Adsorption of arsenic in groundwater in Cambodia using magnesium oxide

Abstract

This study investigates the potential use of brucite precipitate (MP), produced by seawater electrolysis, as an inexpensive precursor for creating MgO adsorbents capable of efficiently immobilize arsenic in water. To optimize the physicochemical properties of the resulting MgO-based adsorbents, the brucite was thermally transformed at different calcination temperatures (400–800 °C, CMP-400, CMP-500, CMP-600, and CMP-800). The adsorption performance for both arsenite (As(III)) and arsenate (As(V)) was systematically evaluated. The 400°C calcined product (CMP-400) demonstrated excellent adsorption capacities (up to 523 mg/g for As(III) and 335 mg/g for As(V) determined using the Sips adsorption model), rapid kinetics, and steady removal efficiencies throughout a broad pH range (3–10), most likely as a result of the hydration of the MgO surface.
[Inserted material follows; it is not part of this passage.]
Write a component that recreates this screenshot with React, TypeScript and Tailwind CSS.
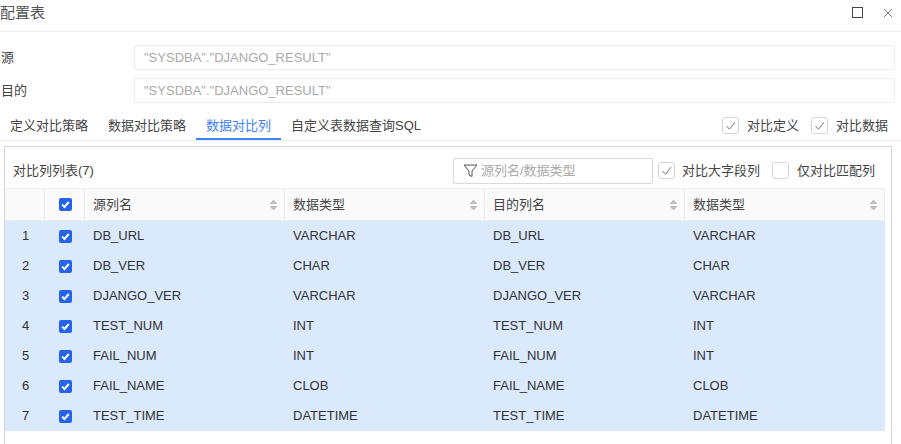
import React from 'react';

const rows = [
  ['DB_URL', 'VARCHAR'],
  ['DB_VER', 'CHAR'],
  ['DJANGO_VER', 'VARCHAR'],
  ['TEST_NUM', 'INT'],
  ['FAIL_NUM', 'INT'],
  ['FAIL_NAME', 'CLOB'],
  ['TEST_TIME', 'DATETIME'],
];

const SortIcon = () => (
  <svg width="9" height="12" viewBox="0 0 9 12" className="shrink-0">
    <path d="M4.5 0.5 L8.5 5 L0.5 5 Z" fill="#bfbfbf" />
    <path d="M0.5 7 L8.5 7 L4.5 11.5 Z" fill="#bfbfbf" />
  </svg>
);

const BlueCheck = () => (
  <span className="flex h-[13px] w-[13px] items-center justify-center rounded-[2px] bg-[#2563eb]">
    <svg width="11" height="11" viewBox="0 0 11 11">
      <path d="M2.2 5.6 L4.5 8 L8.8 3" fill="none" stroke="#fff" strokeWidth="2" />
    </svg>
  </span>
);

const GrayCheck = ({ checked = true }: { checked?: boolean }) => (
  <span className="flex h-[17px] w-[17px] shrink-0 items-center justify-center rounded-[3px] border border-[#d4d4d4] bg-white">
    {checked && (
      <svg width="13" height="13" viewBox="0 0 13 13">
        <path d="M2.5 7 L5.5 10.2 L11 3.2" fill="none" stroke="#666666" strokeWidth="0.9" />
      </svg>
    )}
  </span>
);

const HeaderCell = ({ label }: { label: string }) => (
  <div className="flex w-[200px] items-center justify-between border-r border-[#eeeeee] pl-2 pr-[6px]">
    <span>{label}</span>
    <SortIcon />
  </div>
);

const tabs = ['定义对比策略', '数据对比策略', '数据对比列', '自定义表数据查询SQL'];

export default function App() {
  return (
    <div className="h-[444px] w-[901px] overflow-hidden bg-white font-['Liberation_Sans','Noto_Sans_CJK_SC',sans-serif] text-[13px] text-[#444444]">
      {/* title */}
      <div className="flex h-[32px] items-center justify-between border-b border-[#eeeeee] pb-[6px] pr-[8px]">
        <span className="text-[15px] leading-[20px] text-[#555555]">配置表</span>
        <div className="flex items-center gap-[20px]">
          <svg width="11" height="11" viewBox="0 0 11 11">
            <rect x="0.5" y="0.5" width="10" height="10" fill="none" stroke="#444" />
          </svg>
          <svg width="10" height="10" viewBox="0 0 10 10">
            <path d="M1 1 L9 9 M9 1 L1 9" fill="none" stroke="#555" strokeWidth="0.8" />
          </svg>
        </div>
      </div>

      {/* source and target */}
      <div className="mt-[13px] flex flex-col gap-[8px] pr-[6px]">
        {['源', '目的'].map((label) => (
          <div key={label} className="flex h-[25px] items-center">
            <span className="w-[134px] shrink-0 pl-[1px]">{label}</span>
            <div className="flex h-full flex-1 items-center rounded-[2px] border border-[#eeeeee] pl-[9px] text-[#aaaaaa]">
              "SYSDBA"."DJANGO_RESULT"
            </div>
          </div>
        ))}
      </div>

      {/* tabs */}
      <div className="mt-[8px] flex h-[30px] items-stretch justify-between border-b border-[#eeeeee] pr-[13px]">
        <div className="flex">
          {tabs.map((tab, i) => (
            <div
              key={tab}
              className={
                i === 2
                  ? 'flex items-center border-b-[2px] border-[#3b82f6] px-[10px] pt-[3px] text-[#3b82f6]'
                  : 'flex items-center px-[10px] pt-[1px]'
              }
            >
              {tab}
            </div>
          ))}
        </div>
        <div className="flex items-center gap-[12px]">
          <label className="flex items-center gap-[8px]"><GrayCheck />对比定义</label>
          <label className="flex items-center gap-[8px]"><GrayCheck />对比数据</label>
        </div>
      </div>

      {/* column panel */}
      <div className="ml-[4px] mr-[9px] mt-[5px] h-[300px] border-x border-t border-[#d4d4d4]">
        <div className="flex h-[41px] items-center justify-between pr-[16px] pt-[6px]">
          <span className="pl-[8px]">对比列列表(7)</span>
          <div className="flex items-center">
            <div className="flex h-[26px] w-[200px] items-center gap-[3px] rounded-[2px] border border-[#d9d9d9] pl-[9px] text-[#aaaaaa]">
              <svg width="15" height="15" viewBox="0 0 15 15">
                <path d="M1 2 H14 L9 8 V13.5 L6 12 V8 Z" fill="none" stroke="#555" strokeWidth="1" />
              </svg>
              源列名/数据类型
            </div>
            <label className="ml-[5px] flex items-center gap-[7px]"><GrayCheck />对比大字段列</label>
            <label className="ml-[12px] flex items-center gap-[8px]"><GrayCheck checked={false} />仅对比匹配列</label>
          </div>
        </div>

        <div className="w-[880px]">
          <div className="flex h-[33px] border-y border-[#eeeeee] bg-[#fafafa]">
            <div className="w-[40px] border-r border-[#eeeeee]" />
            <div className="flex w-[40px] items-center justify-center border-r border-[#eeeeee] pl-[1px]"><BlueCheck /></div>
            <HeaderCell label="源列名" />
            <HeaderCell label="数据类型" />
            <HeaderCell label="目的列名" />
            <HeaderCell label="数据类型" />
          </div>
          {rows.map(([name, type], i) => (
            <div key={name} className="flex h-[30px] items-center bg-[#dbe9fd] text-[#333333]">
              <div className="w-[40px] pl-[17px]">{i + 1}</div>
              <div className="flex w-[40px] justify-center"><BlueCheck /></div>
              <div className="w-[200px] pl-[8px]">{name}</div>
              <div className="w-[200px] pl-[8px]">{type}</div>
              <div className="w-[200px] pl-[8px]">{name}</div>
              <div className="w-[200px] pl-[8px]">{type}</div>
            </div>
          ))}
        </div>
      </div>
    </div>
  );
}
Batch experiments under varying pH conditions, ionic strength, and coexisting ions suggested that inner-sphere surface complexation was the dominant adsorption pathway for both arsenic species. The practical application of CMP was proven by adsorption studies utilizing synthetic groundwater containing As(III) and As(V), with total arsenic concentrations below the US EPA standard (10 μg/L). These results demonstrate the possibility of repurposing industrial brucite waste into sustainable, high-performing adsorbents for arsenic remediation.